The aim for tonight’s hour of digging was to remove the potatoes that have been growing in the half of the plot that I am fixing the border in. With a view to clearing it completely. This would therefore make way for the third side of the border, quickly followed by moving the weed suppressant membrane to cover that area for the rest of the year.

With half of the plot covered I could then continue on the other half. Completing the same again, fixing the borders, clearing the weeds, and laying down more sheets of weed suppressant tarpaulin. I intend to use the tarpaulin in future on parts of the plot that I am not currently growing anything in. In that way I will be able to keep on top of the weeds, and keep the borders tidy.

That is the aim, and it is slowly coming together.

For my troubles tonight, and probably for the first time this year I am leaving the plot with a crop of Desiree potatoes (and a few handfuls of first early Charlotte type potatoes).

Keeping on top of the weeds

Today is Saturday 11th August 2018. I managed to get to the allotment early this morning I was here by 7 AM. I have spent just two hours clearing off the top surface of weeds.

The top half of the plot looks really clean. Except for one side which needs straightening and the boards along the edge need sorting out. That will be my next job, and after that side is done properly I will have completed half of the allotment.

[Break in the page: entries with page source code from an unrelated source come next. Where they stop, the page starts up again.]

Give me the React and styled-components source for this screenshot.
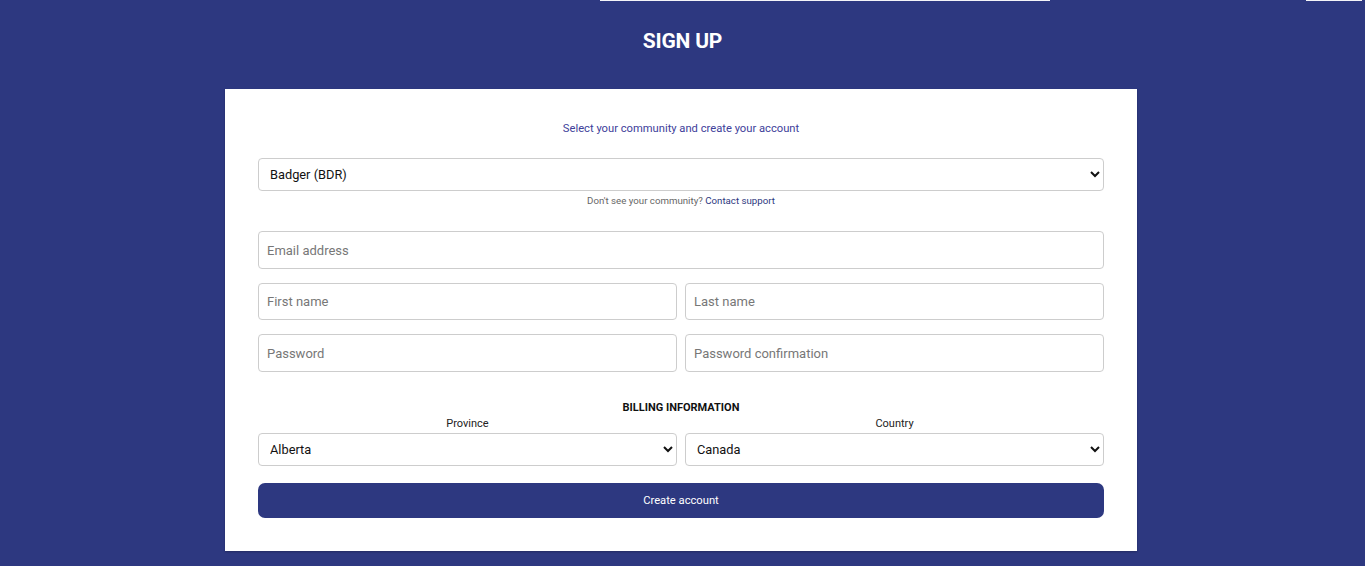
import React from "react";
import styled, { createGlobalStyle } from "styled-components";

const GlobalStyle = createGlobalStyle`
  html, body {
    margin: 0;
    padding: 0;
    background: #2d3880;
    font-family: Roboto, "Liberation Sans", sans-serif;
  }
`;

const Page = styled.div`
  min-height: 566px;
  background: #2d3880;
  display: flex;
  flex-direction: column;
  align-items: center;
`;

const TopEdge = styled.div`
  align-self: stretch;
  height: 1px;
  display: flex;
`;

const Edge = styled.span`
  width: ${(p) => p.$w}px;
  flex: ${(p) => (p.$w ? "none" : "1")};
  background: ${(p) => (p.$light ? "#f4f4f8" : "#2d3880")};
`;

const Title = styled.h1`
  margin: 0;
  padding-top: 28px;
  height: 88px;
  box-sizing: border-box;
  color: #fff;
  font-size: 21px;
  font-weight: 700;
  line-height: 24px;
  letter-spacing: -0.2px;
`;

const Card = styled.div`
  width: 912px;
  margin-right: 3px;
  box-sizing: border-box;
  background: #fff;
  padding: 33px;
  box-shadow: 0 1px 2px rgba(0, 0, 0, 0.25);
  display: flex;
  flex-direction: column;
`;

const Intro = styled.p`
  margin: 0 0 22px;
  text-align: center;
  font-size: 11.2px;
  line-height: 14px;
  color: #40409a;
`;

const Field = styled.select`
  width: 100%;
  height: 33px;
  box-sizing: border-box;
  border: 1px solid #cdcdcd;
  border-radius: 4px;
  background: #fff;
  padding: 0 7px;
  font-family: Roboto, "Liberation Sans", sans-serif;
  font-size: 12.8px;
  color: #111;
`;

const Hint = styled.p`
  margin: 4px 0 24px;
  text-align: center;
  font-size: 9.7px;
  line-height: 12px;
  color: #666;

  a {
    color: #2d3880;
    text-decoration: none;
  }
`;

const Input = styled.input`
  width: 100%;
  height: ${(p) => (p.$tall ? "38px" : "37px")};
  box-sizing: border-box;
  border: 1px solid #cdcdcd;
  border-radius: 4px;
  padding: 0 8px;
  font-family: Roboto, "Liberation Sans", sans-serif;
  font-size: 13px;
  color: #222;

  &::placeholder {
    color: #777;
  }
`;

const Stack = styled.div`
  display: flex;
  flex-direction: column;
  gap: 14px;
`;

const Pair = styled.div`
  display: grid;
  grid-template-columns: 1fr 1fr;
  gap: 8px;
`;

const Section = styled.h2`
  margin: 29px 0 2px;
  text-align: center;
  font-size: 11px;
  line-height: 14px;
  font-weight: 700;
  color: #111;
`;

const Column = styled.div`
  display: flex;
  flex-direction: column;
`;

const Label = styled.label`
  text-align: center;
  font-size: 11px;
  line-height: 13px;
  margin-bottom: 3px;
  color: #222;
`;

const Submit = styled.button`
  margin-top: 17px;
  height: 35px;
  border: 0;
  border-radius: 7px;
  background: #2d3880;
  color: #fff;
  font-family: Roboto, "Liberation Sans", sans-serif;
  font-size: 11.2px;
  cursor: pointer;
`;

export default function App() {
  return (
    <>
      <GlobalStyle />
      <Page>
        <TopEdge>
          <Edge $w={600} />
          <Edge $w={450} $light />
          <Edge $w={256} />
          <Edge $w={56} $light />
          <Edge />
        </TopEdge>
        <Title>SIGN UP</Title>
        <Card>
          <Intro>Select your community and create your account</Intro>
          <Field defaultValue="BDR">
            <option value="BDR">Badger (BDR)</option>
          </Field>
          <Hint>
            Don't see your community? <a href="#">Contact support</a>
          </Hint>
          <Stack>
            <Input $tall placeholder="Email address" />
            <Pair>
              <Input placeholder="First name" />
              <Input placeholder="Last name" />
            </Pair>
            <Pair>
              <Input $tall placeholder="Password" type="password" />
              <Input $tall placeholder="Password confirmation" type="password" />
            </Pair>
          </Stack>
          <Section>BILLING INFORMATION</Section>
          <Pair>
            <Column>
              <Label>Province</Label>
              <Field defaultValue="AB">
                <option value="AB">Alberta</option>
              </Field>
            </Column>
            <Column>
              <Label>Country</Label>
              <Field defaultValue="CA">
                <option value="CA">Canada</option>
              </Field>
            </Column>
          </Pair>
          <Submit>Create account</Submit>
        </Card>
      </Page>
    </>
  );
}
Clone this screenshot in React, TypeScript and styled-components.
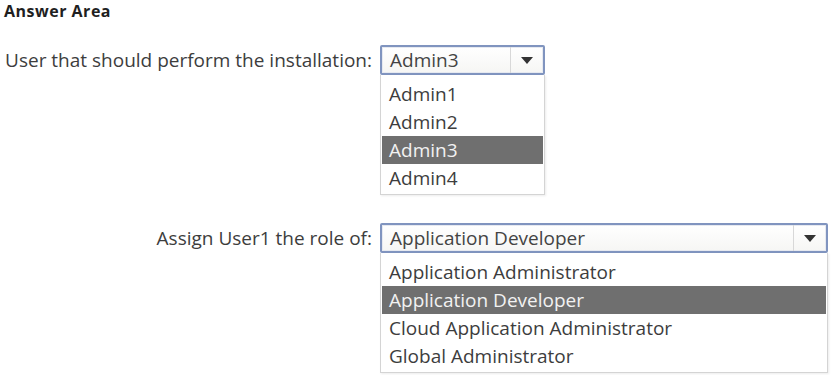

I plan to make it exactly 5 m across. The existing weed suppressant sheeting that is currently covering the far end of the plot will then be able to be moved up to the beginning of the plot — The side that I have nearly finished. Then with that part covered I will be able to make a start on the other half of the plot.

That is the plan.

I did manage to give away some potatoes. There were a few plants that I grew from spuds that made it from last year. Those potatoes went to a neighbour. I will harvest the reminder for next time I am at the allotment.

Hopefully Sunday will be clear tomorrow, although I have heard that the weather will turn this afternoon and then clear up on Monday. We will have to see.